Surrounded by beech trees and far from any proper road, it’s a peaceful spot. One can easily imagine a hermit living there. None has been said to do so. While the well is named for St Anthony, a much venerated saint (including for the recovery of lost items), I needed my story’s well to be a place where spirits gather. So I borrowed a Welsh princess as my hermit, and renamed her St Ceyna. Hence, St Ceyna’s Well was born.

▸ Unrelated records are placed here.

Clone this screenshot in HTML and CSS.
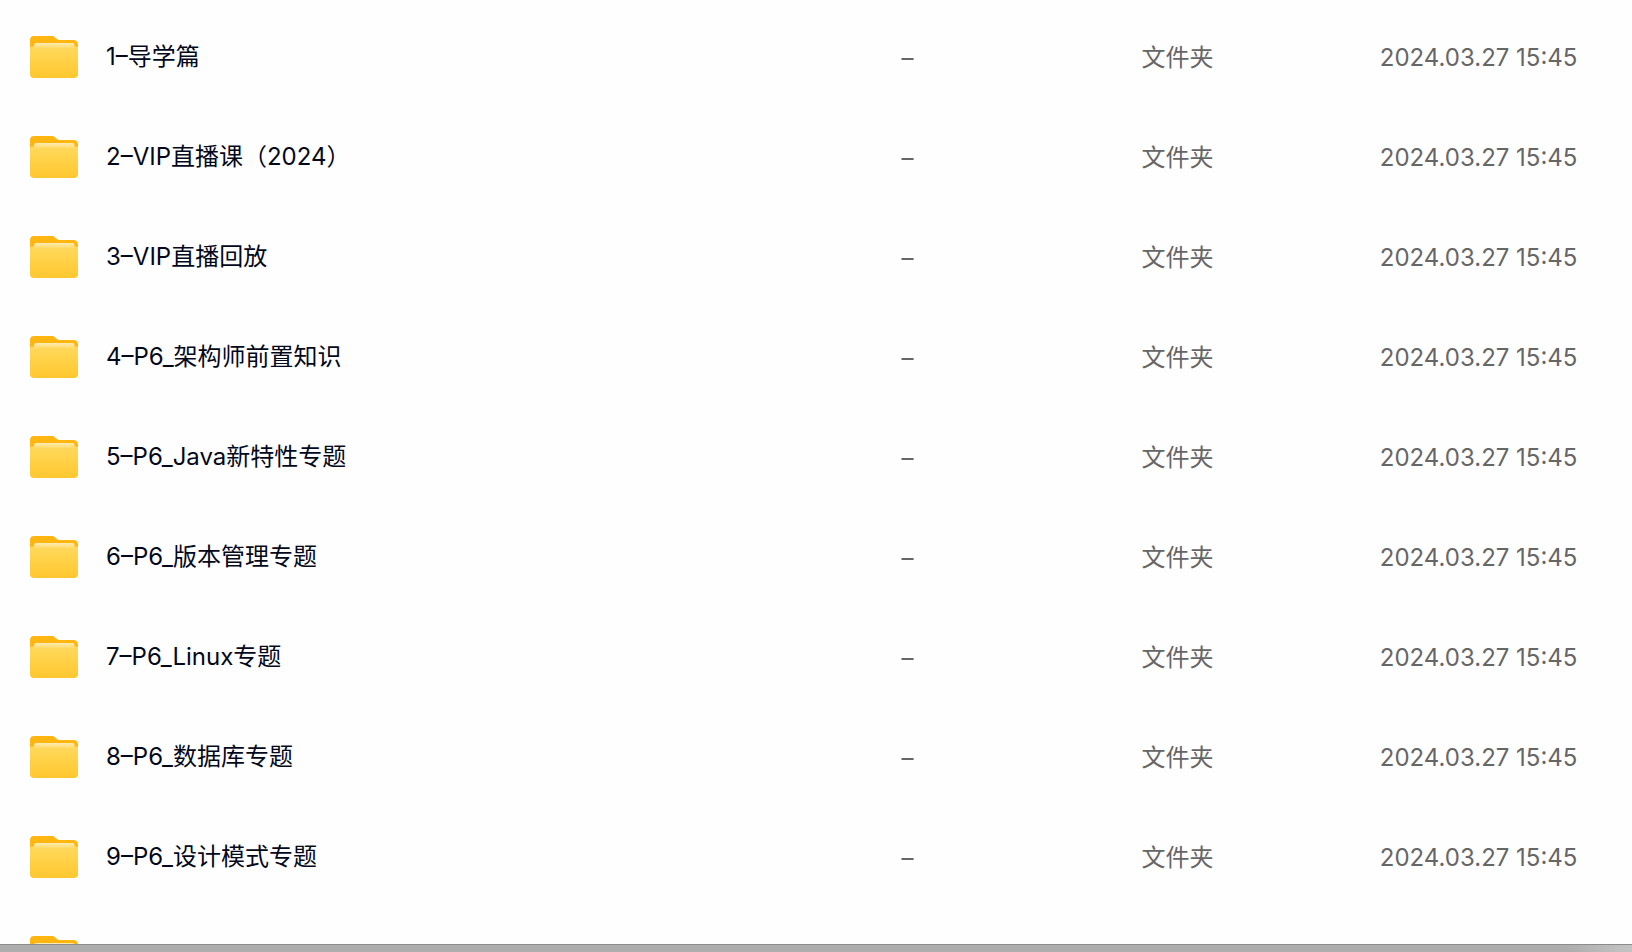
FILE: index.html
```html
<!DOCTYPE html>
<html lang="zh-CN">
<head>
  <meta charset="UTF-8">
  <meta name="viewport" content="width=device-width, initial-scale=1.0">
  <link rel="stylesheet" href="styles.css">
</head>
<body>
  <svg class="icon-defs" width="0" height="0" aria-hidden="true">
    <defs>
      <linearGradient id="folderFront" x1="0" y1="0" x2="0" y2="1">
        <stop offset="0" stop-color="#ffd95c"/>
        <stop offset="1" stop-color="#ffc72e"/>
      </linearGradient>
      <linearGradient id="folderPaper" x1="0" y1="0" x2="0" y2="1">
        <stop offset="0" stop-color="#ffebb4"/>
        <stop offset="1" stop-color="#ffdb68"/>
      </linearGradient>
      <symbol id="folder" viewBox="0 0 48 42">
        <path d="M0 16V4a4 4 0 0 1 4-4h17.500c1.500 0 2.600.4 3.600 1.400l2 1.800c.6.500 1.200.8 2.100.8H43.500A4.500 4.500 0 0 1 48 8.500V16z" fill="#ffb611"/>
        <path d="M0 12c0-1.200.8-1.500 2-1.500h44c1.200 0 2 .3 2 1.500v26a4 4 0 0 1-4 4H4a4 4 0 0 1-4-4z" fill="url(#folderFront)"/>
        <path d="M4 12V9a2 2 0 0 1 2-2h36.500a2 2 0 0 1 2 2v3z" fill="url(#folderPaper)"/>
      </symbol>
    </defs>
  </svg>

  <main class="file-list">
    <table class="file-table">
      <colgroup>
        <col class="col-name">
        <col class="col-size">
        <col class="col-type">
        <col class="col-date">
      </colgroup>
      <tbody>
        <tr>
          <td><div class="file-name"><svg class="folder-icon"><use href="#folder"/></svg><span>1–导学篇</span></div></td>
          <td class="meta">–</td>
          <td class="meta">文件夹</td>
          <td class="meta">2024.03.27 15:45</td>
        </tr>
        <tr>
          <td><div class="file-name"><svg class="folder-icon"><use href="#folder"/></svg><span>2–VIP直播课（2024）</span></div></td>
          <td class="meta">–</td>
          <td class="meta">文件夹</td>
          <td class="meta">2024.03.27 15:45</td>
        </tr>
        <tr>
          <td><div class="file-name"><svg class="folder-icon"><use href="#folder"/></svg><span>3–VIP直播回放</span></div></td>
          <td class="meta">–</td>
          <td class="meta">文件夹</td>
          <td class="meta">2024.03.27 15:45</td>
        </tr>
        <tr>
          <td><div class="file-name"><svg class="folder-icon"><use href="#folder"/></svg><span>4–P6_架构师前置知识</span></div></td>
          <td class="meta">–</td>
          <td class="meta">文件夹</td>
          <td class="meta">2024.03.27 15:45</td>
        </tr>
        <tr>
          <td><div class="file-name"><svg class="folder-icon"><use href="#folder"/></svg><span>5–P6_Java新特性专题</span></div></td>
          <td class="meta">–</td>
          <td class="meta">文件夹</td>
          <td class="meta">2024.03.27 15:45</td>
        </tr>
        <tr>
          <td><div class="file-name"><svg class="folder-icon"><use href="#folder"/></svg><span>6–P6_版本管理专题</span></div></td>
          <td class="meta">–</td>
          <td class="meta">文件夹</td>
          <td class="meta">2024.03.27 15:45</td>
        </tr>
        <tr>
          <td><div class="file-name"><svg class="folder-icon"><use href="#folder"/></svg><span>7–P6_Linux专题</span></div></td>
          <td class="meta">–</td>
          <td class="meta">文件夹</td>
          <td class="meta">2024.03.27 15:45</td>
        </tr>
        <tr>
          <td><div class="file-name"><svg class="folder-icon"><use href="#folder"/></svg><span>8–P6_数据库专题</span></div></td>
          <td class="meta">–</td>
          <td class="meta">文件夹</td>
          <td class="meta">2024.03.27 15:45</td>
        </tr>
        <tr>
          <td><div class="file-name"><svg class="folder-icon"><use href="#folder"/></svg><span>9–P6_设计模式专题</span></div></td>
          <td class="meta">–</td>
          <td class="meta">文件夹</td>
          <td class="meta">2024.03.27 15:45</td>
        </tr>
        <tr>
          <td><div class="file-name"><svg class="folder-icon"><use href="#folder"/></svg></div></td>
          <td></td>
          <td></td>
          <td></td>
        </tr>
      </tbody>
    </table>
  </main>
  <footer class="bottom-edge"></footer>
</body>
</html>
```
FILE: styles.css
```css
* {
  box-sizing: border-box;
}

body {
  margin: 0;
  height: 100vh;
  display: flex;
  flex-direction: column;
  overflow: hidden;
  background-color: #fefefe;
  color: #03081a;
  font-family: Inter, "Noto Sans CJK SC", sans-serif;
  font-size: 24px;
  line-height: 36px;
}

.icon-defs {
  position: absolute;
}

.file-list {
  flex: 1;
  min-height: 0;
  overflow: hidden;
  padding-top: 7px;
}

.file-table {
  width: 100%;
  table-layout: fixed;
  border-collapse: collapse;
}

.col-name {
  width: 55%;
}

.col-size {
  width: 14.7%;
}

.col-type {
  width: 14.6%;
}

.file-table td {
  height: 100px;
  padding: 0;
  vertical-align: middle;
  white-space: nowrap;
}

.file-name {
  display: flex;
  align-items: center;
  gap: 28px;
  padding-left: 30px;
}

.folder-icon {
  width: 48px;
  height: 42px;
  flex-shrink: 0;
}

.file-table .meta {
  padding: 2px 0 0 4px;
  color: #666;
}

.bottom-edge {
  height: 8px;
  flex-shrink: 0;
  border-top: 1px solid #8c8c8c;
  background: linear-gradient(to right, #adadad 96%, #c4c4c4);
}
```
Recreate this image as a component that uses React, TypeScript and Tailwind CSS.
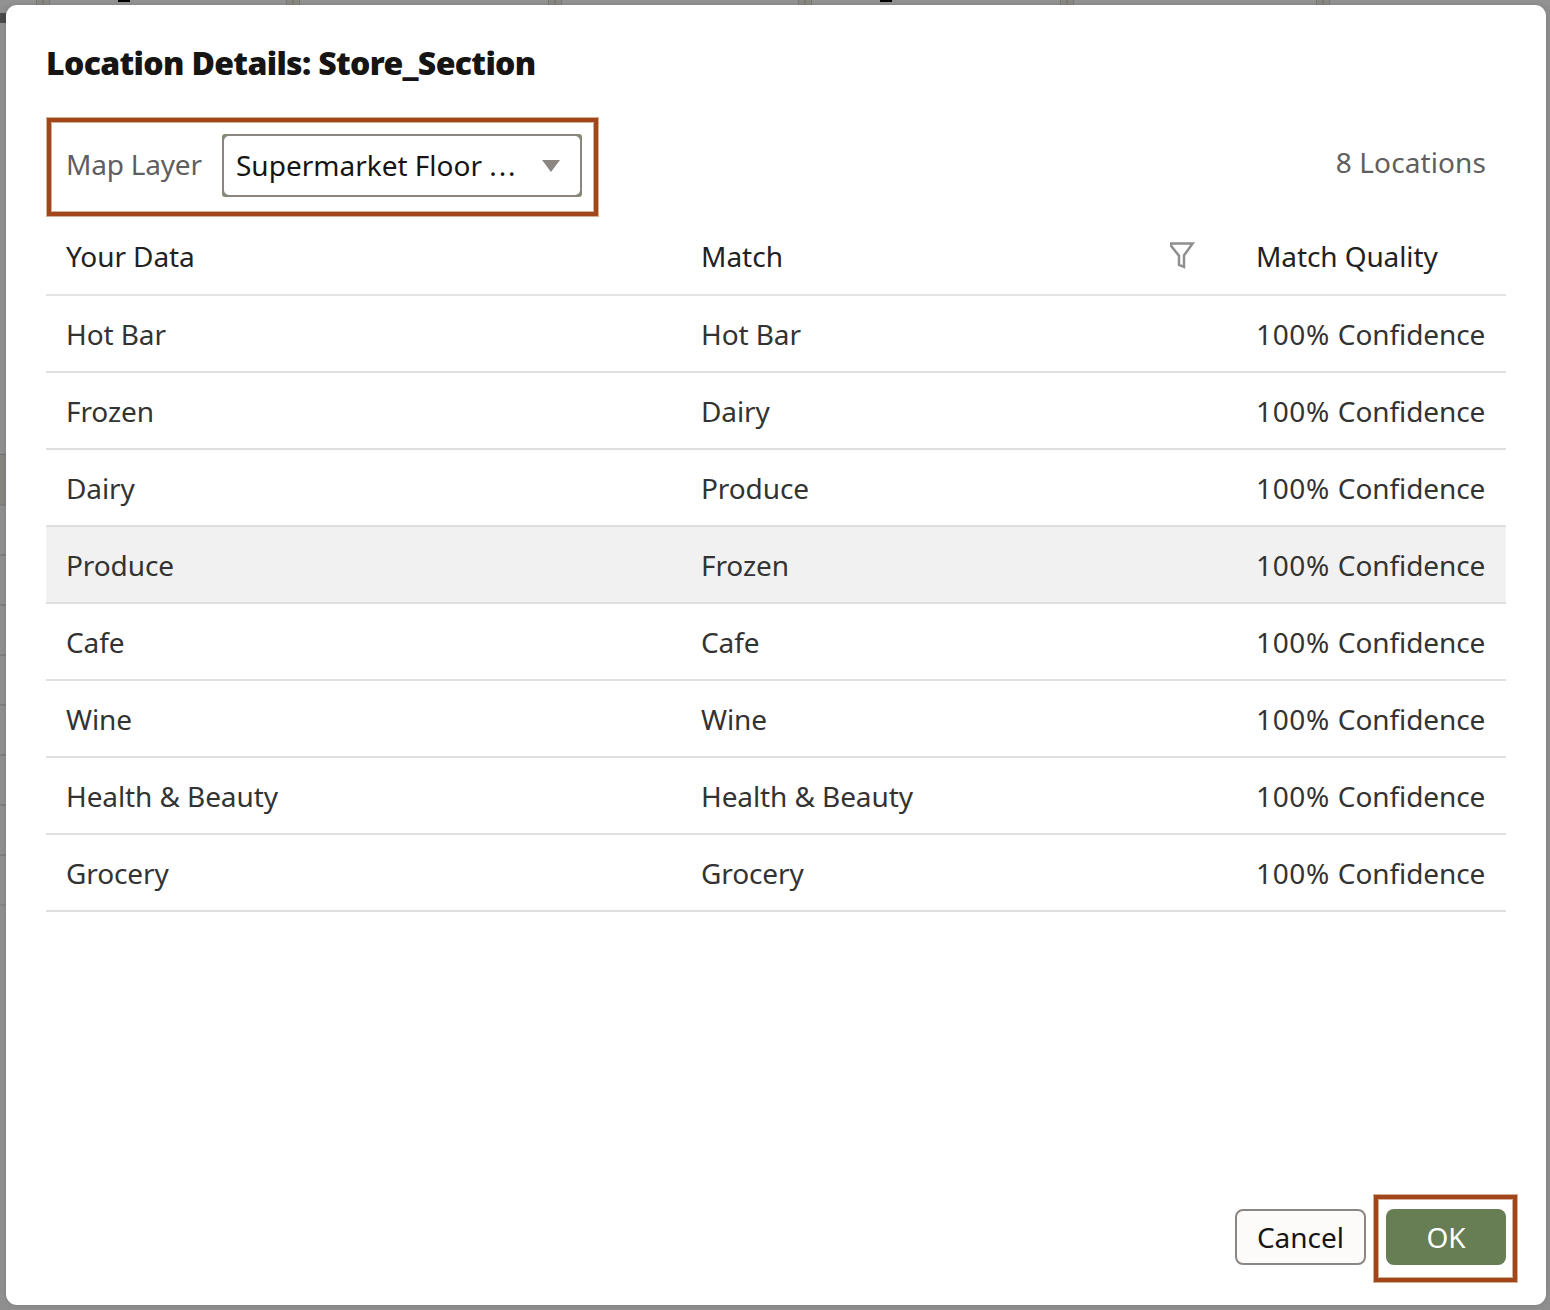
const rows = [
  { data: 'Hot Bar', match: 'Hot Bar' },
  { data: 'Frozen', match: 'Dairy' },
  { data: 'Dairy', match: 'Produce' },
  { data: 'Produce', match: 'Frozen', hovered: true },
  { data: 'Cafe', match: 'Cafe' },
  { data: 'Wine', match: 'Wine' },
  { data: 'Health & Beauty', match: 'Health & Beauty' },
  { data: 'Grocery', match: 'Grocery' },
];

const splitterGaps = ['w-[36px]', 'w-[236px]', 'w-[248px]', 'w-[236px]', 'w-[248px]', 'w-[242px]'];

const highlight =
  'border-4 border-[#a0461a] shadow-[0_0_0_1px_#d5ae95,inset_0_0_0_1px_#d5ae95]';

function Backdrop() {
  return (
    <div className="col-start-1 row-start-1 flex flex-col overflow-hidden bg-[#8f8f8f]">
      <div className="flex h-[5px] w-full shrink-0 bg-[#929292]">
        {splitterGaps.map((gap, i) => (
          <div key={i} className="flex shrink-0">
            <div className={`${gap} flex shrink-0`}>
              {(i === 1 || i === 4) && <div className="ml-[68px] h-[2px] w-[12px] bg-black" />}
            </div>
            <div className="flex w-[14px] justify-center border-x border-[#777773] bg-[#8a8984]">
              <div className="w-[2px] bg-[#7c7b78]" />
            </div>
          </div>
        ))}
      </div>
      <div className="mt-[8px] h-[10px] w-[6px] shrink-0 bg-[#4a4a4a]" />
      <div className="mt-[431px] h-[50px] w-[6px] shrink-0 border-t border-[#6e6e6e] bg-[#868580]" />
      {rows.map((row) => (
        <div key={row.data} className="h-[50px] w-[6px] shrink-0 border-t-2 border-[#7e7e7e]" />
      ))}
      <div className="h-[2px] w-[6px] shrink-0 bg-[#868686]" />
    </div>
  );
}

function FilterIcon() {
  return (
    <svg
      width="26"
      height="28"
      viewBox="0 0 26 28"
      fill="none"
      stroke="#8f8f8f"
      strokeWidth="2.5"
    >
      <path d="M1.2 1.6H22.6L14 13.4V24.9L9 22.8V13.8L1.2 4Z" />
    </svg>
  );
}

const columns = 'grid grid-cols-[635px_555px_270px] items-center';

export default function App() {
  return (
    <div className="grid h-[1310px] w-[1550px] grid-cols-1 grid-rows-1 overflow-hidden font-['Noto_Sans','Open_Sans',sans-serif] text-[28px] leading-[38px]">
      <Backdrop />
      <main className="col-start-1 row-start-1 mt-[5px] mr-[4px] mb-[5px] ml-[6px] flex flex-col rounded-[11px] bg-white pl-[40px] pr-[29px] shadow-[0_0_5px_rgba(0,0,0,0.12)]">
        <h1 className="mt-[36px] h-[45px] text-[32px] font-black leading-[44px] tracking-[-0.67px] whitespace-nowrap text-[#161513]">
          Location Details: Store_Section
        </h1>

        <div className="mt-[32px] mr-[11px] flex h-[98px] items-start justify-between">
          <div className={`${highlight} ml-px flex h-[98px] w-[551px] pl-[15px]`}>
            <label className="mt-[23px] w-[156px] tracking-[-0.2px] whitespace-nowrap text-[#5f5f5f]">
              Map Layer
            </label>
            <div className="mt-[12px] h-[63px] w-[360px] rounded-[3px] bg-[#7d9169]">
              <div className="flex h-full items-center justify-between rounded-[7px] border-2 border-[#8b8681] bg-white pr-[20px] pl-[12px] text-[#161513]">
                <span className="-mt-[2px] flex whitespace-pre">
                  <span>Supermarket Floor </span>
                  <span className="tracking-[1.8px]">...</span>
                </span>
                <svg width="18" height="12" viewBox="0 0 18 12" fill="#8b8681">
                  <path d="M0 0H18L9 12Z" />
                </svg>
              </div>
            </div>
          </div>
          <span className="mt-[25px] mr-[20px] tracking-[0.1px] whitespace-nowrap text-[#5f5f5f]">
            8 Locations
          </span>
        </div>

        <div className="mr-[11px]">
          <div className={`${columns} h-[80px] border-b-2 border-[#e4e4e4] pt-[2px] text-[#222222]`}>
            <div className="pl-[20px] tracking-[-0.1px]">Your Data</div>
            <div className="flex items-center justify-between pr-[40px] pl-[20px]">
              <span>Match</span>
              <FilterIcon />
            </div>
            <div className="pl-[20px] tracking-[-0.1px]">Match Quality</div>
          </div>
          {rows.map((row) => (
            <div
              key={row.data}
              className={`${columns} h-[77px] border-b-2 border-[#dfdfdf] tracking-[-0.1px] text-[#333333] ${row.hovered ? 'bg-[#f1f1f1]' : ''}`}
            >
              <div className="pl-[20px]">{row.data}</div>
              <div className="pl-[20px]">{row.match}</div>
              <div className="pl-[20px] whitespace-nowrap">
                <span className="tracking-[0.65px]">100% </span>Confidence
              </div>
            </div>
          ))}
        </div>

        <div className="mt-auto mb-[23px] flex h-[87px] items-start justify-end gap-[8px]">
          <button className="mt-[14px] h-[56px] w-[131px] rounded-[8px] border-2 border-[#8b8681] bg-[#fcfbfa] text-[#161513]">
            Cancel
          </button>
          <div className={`${highlight} h-[87px] w-[143px] pt-[10px] pl-[8px]`}>
            <button className="h-[56px] w-[120px] rounded-[8px] bg-[#677d54] text-white">OK</button>
          </div>
        </div>
      </main>
    </div>
  );
}
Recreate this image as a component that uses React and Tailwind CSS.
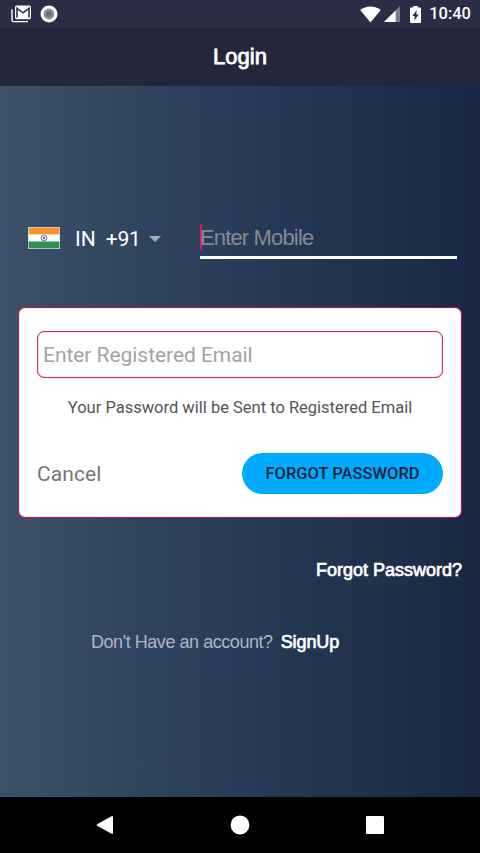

The real Welsh princess was Keyne, the youngest of twelve daughters of King Brychan of Brycheiniog (Brecon, so not far from me here in the Forest of Dean) who lived in the late 5th century. Beautiful, she had many proposals of marriage but refused them all, taking a vow of virginity and leading a religious life. She travelled widely, founding oratories here and there, but is best known for St Keyne’s well in Cornwall. Here, it is said, Keyne cast a spell so that whomever of man and wife first drank from the well once wed, that person would have the upper hand in the marriage.
Robert Southey penned a poem about this, which you can read here. The last verse reads
“I hasten’d as soon as the wedding was done,
And left my Wife in the porch;
But i’ faith she had been wiser than me,
For she took a bottle to Church.”
Clever wife indeed! I think she already had the upper hand.
St Keyne eventually returned to Wales and lived out her life by another well, one with healing powers. It’s thought this may be Llangeinor in Glamorgan where St Ceinwr’s Church dating from the late 12th c is possibly the location of her grave and the holy well, said to have had healing properties. St Keyne died about 510AD.
Her feast day is 8 October which is also my birthday. Very apt therefore that I stole a little of her for my novel.